If you aim for 100% you'll never improve so it's only natural that all managers put you above expectations. However, instead of pushing you to that 40, some learn that by triggering your survival instincts, they can push you over 100. They think it's growth but it destroys you long term.

The other problem is some people know they can do 10 tasks in 8 hours then take on 11 tasks, and end up doing it 9 hours. This leads to some kind of expectations creep and before you know it, you're working day and night but your ability isn't improving.

So the survival mechanism is to do 8, which the manager pushes up to 9 or 10. So to achieve balance, you have external forces pulling you up while internal forces pulls you down. But this wrecks you internally, and you become dependent on external pressure.

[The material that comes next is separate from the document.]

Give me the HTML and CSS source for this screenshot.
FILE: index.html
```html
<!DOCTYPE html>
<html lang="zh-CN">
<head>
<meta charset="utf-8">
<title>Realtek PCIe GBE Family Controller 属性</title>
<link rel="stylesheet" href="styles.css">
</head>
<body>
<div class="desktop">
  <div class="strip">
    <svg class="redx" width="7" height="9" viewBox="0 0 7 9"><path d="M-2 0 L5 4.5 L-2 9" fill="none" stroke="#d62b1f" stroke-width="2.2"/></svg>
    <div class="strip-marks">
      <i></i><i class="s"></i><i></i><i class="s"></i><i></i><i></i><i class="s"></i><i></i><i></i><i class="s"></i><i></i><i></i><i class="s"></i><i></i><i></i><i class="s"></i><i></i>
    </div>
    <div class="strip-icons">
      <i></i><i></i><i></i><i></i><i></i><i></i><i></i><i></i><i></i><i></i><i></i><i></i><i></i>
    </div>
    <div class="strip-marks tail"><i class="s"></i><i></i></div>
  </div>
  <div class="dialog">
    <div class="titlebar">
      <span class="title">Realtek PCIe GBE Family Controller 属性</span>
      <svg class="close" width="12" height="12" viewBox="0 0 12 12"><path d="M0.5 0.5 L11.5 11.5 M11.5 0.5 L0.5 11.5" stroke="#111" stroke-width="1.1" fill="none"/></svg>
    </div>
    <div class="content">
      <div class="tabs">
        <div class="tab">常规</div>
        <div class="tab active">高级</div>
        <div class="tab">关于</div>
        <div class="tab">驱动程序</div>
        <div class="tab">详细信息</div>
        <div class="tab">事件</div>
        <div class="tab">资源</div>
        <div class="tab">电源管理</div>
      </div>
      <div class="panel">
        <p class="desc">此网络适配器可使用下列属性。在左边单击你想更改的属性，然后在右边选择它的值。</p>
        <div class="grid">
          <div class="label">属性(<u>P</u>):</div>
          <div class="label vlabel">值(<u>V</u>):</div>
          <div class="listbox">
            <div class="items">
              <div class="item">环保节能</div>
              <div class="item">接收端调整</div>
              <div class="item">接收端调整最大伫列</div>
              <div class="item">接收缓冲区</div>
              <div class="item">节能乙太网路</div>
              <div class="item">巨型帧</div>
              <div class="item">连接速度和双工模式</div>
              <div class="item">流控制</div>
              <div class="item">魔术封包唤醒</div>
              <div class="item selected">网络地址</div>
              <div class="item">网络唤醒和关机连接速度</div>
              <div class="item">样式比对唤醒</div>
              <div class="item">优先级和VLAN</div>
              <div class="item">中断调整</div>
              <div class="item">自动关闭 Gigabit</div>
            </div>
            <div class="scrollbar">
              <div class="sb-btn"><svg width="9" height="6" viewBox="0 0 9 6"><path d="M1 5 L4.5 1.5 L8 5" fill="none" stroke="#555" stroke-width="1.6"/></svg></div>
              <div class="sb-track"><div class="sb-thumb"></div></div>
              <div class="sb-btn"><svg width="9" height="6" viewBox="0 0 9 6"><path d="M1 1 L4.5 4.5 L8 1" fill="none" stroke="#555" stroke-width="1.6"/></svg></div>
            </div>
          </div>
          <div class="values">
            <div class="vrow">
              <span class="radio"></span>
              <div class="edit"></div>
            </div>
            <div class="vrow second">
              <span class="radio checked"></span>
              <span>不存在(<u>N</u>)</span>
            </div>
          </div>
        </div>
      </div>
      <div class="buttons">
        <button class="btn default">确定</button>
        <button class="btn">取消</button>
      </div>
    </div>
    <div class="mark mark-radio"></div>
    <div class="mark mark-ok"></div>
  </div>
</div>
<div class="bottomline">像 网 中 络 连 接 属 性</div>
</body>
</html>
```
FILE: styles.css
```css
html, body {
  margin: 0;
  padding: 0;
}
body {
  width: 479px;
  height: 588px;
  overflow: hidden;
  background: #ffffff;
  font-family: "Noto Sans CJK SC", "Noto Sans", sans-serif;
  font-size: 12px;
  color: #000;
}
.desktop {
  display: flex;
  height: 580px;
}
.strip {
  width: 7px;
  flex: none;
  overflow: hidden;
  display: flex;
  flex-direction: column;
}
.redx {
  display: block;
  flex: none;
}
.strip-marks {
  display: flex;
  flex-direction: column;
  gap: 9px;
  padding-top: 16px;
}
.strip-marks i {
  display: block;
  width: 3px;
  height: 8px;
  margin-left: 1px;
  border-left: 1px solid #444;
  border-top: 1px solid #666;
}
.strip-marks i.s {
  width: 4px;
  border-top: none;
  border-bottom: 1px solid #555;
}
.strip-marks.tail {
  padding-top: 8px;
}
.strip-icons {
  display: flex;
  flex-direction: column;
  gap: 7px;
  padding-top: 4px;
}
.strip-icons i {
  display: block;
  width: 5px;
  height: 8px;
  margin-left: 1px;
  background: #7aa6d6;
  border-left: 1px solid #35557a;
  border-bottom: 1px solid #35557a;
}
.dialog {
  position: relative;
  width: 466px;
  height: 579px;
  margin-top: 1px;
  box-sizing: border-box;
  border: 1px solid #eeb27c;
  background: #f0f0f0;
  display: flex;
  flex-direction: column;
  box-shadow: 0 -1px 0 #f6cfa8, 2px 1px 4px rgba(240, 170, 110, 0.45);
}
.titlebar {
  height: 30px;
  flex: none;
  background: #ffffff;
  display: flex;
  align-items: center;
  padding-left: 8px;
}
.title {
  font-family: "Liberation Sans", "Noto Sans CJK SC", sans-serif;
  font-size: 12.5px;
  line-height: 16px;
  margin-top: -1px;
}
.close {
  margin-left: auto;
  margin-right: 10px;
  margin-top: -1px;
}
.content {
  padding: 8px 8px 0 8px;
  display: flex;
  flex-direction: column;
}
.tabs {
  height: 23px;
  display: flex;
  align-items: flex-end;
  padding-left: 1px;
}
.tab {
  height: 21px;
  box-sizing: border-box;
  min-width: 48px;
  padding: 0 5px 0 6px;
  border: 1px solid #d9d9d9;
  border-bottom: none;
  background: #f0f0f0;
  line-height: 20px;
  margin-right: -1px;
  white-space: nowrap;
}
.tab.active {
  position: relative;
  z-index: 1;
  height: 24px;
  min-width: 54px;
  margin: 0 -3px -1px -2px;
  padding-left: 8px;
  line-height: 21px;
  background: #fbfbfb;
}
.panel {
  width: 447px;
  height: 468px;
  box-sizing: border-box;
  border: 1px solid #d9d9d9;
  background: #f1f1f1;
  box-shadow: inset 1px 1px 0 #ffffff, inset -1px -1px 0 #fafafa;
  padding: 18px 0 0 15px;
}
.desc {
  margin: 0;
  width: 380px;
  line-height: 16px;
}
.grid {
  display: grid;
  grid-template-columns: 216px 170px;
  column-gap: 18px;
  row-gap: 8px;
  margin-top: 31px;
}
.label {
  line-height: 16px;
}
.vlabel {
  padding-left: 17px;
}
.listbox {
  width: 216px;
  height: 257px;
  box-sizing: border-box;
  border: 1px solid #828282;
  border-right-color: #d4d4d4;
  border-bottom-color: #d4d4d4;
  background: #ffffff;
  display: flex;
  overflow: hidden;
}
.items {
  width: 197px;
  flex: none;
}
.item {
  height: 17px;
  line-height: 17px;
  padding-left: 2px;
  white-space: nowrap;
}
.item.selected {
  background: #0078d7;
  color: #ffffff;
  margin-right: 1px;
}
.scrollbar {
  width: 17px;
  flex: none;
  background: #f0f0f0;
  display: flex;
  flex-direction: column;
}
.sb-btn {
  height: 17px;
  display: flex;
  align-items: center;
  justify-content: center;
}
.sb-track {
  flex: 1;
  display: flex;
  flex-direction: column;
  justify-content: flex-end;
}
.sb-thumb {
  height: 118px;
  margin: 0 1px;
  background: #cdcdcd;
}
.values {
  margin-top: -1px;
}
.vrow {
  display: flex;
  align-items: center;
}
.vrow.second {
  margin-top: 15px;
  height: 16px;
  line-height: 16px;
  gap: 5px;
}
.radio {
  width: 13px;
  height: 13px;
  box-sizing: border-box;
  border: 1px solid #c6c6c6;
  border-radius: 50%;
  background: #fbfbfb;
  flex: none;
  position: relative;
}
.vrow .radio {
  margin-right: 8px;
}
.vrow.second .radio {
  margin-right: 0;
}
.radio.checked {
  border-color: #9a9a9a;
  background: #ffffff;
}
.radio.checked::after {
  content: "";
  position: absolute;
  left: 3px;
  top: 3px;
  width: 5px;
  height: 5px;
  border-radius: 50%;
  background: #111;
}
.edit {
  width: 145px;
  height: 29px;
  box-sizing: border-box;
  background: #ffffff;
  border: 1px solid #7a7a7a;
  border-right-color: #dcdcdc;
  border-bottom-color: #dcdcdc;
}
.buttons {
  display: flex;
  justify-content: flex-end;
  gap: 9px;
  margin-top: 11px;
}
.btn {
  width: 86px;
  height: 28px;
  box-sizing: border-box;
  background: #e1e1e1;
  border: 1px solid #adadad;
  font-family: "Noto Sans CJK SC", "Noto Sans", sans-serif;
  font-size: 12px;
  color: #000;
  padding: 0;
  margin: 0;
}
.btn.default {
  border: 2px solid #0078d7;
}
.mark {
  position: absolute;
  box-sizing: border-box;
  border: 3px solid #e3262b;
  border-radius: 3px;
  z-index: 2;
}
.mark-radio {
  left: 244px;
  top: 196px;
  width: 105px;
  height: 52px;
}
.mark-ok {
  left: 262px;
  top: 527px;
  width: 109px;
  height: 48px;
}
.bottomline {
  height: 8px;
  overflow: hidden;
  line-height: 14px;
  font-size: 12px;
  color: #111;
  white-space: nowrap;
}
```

If 10 pushups is 100%, then you won't make 11. If you do 11, that is 100% of the pushups you can do, not 10.

I didn't say you can't improve but the way I see it is that 100% is the max you can give. Improving doesn't make it 110% otherwise we're all giving 1100000% from when we started our career.

That’s not how we think at awesomesoft; there’s no “I” in team. We always give 110%!

This kinda attitude is gonna land you in the bottom 10% of stack ranking.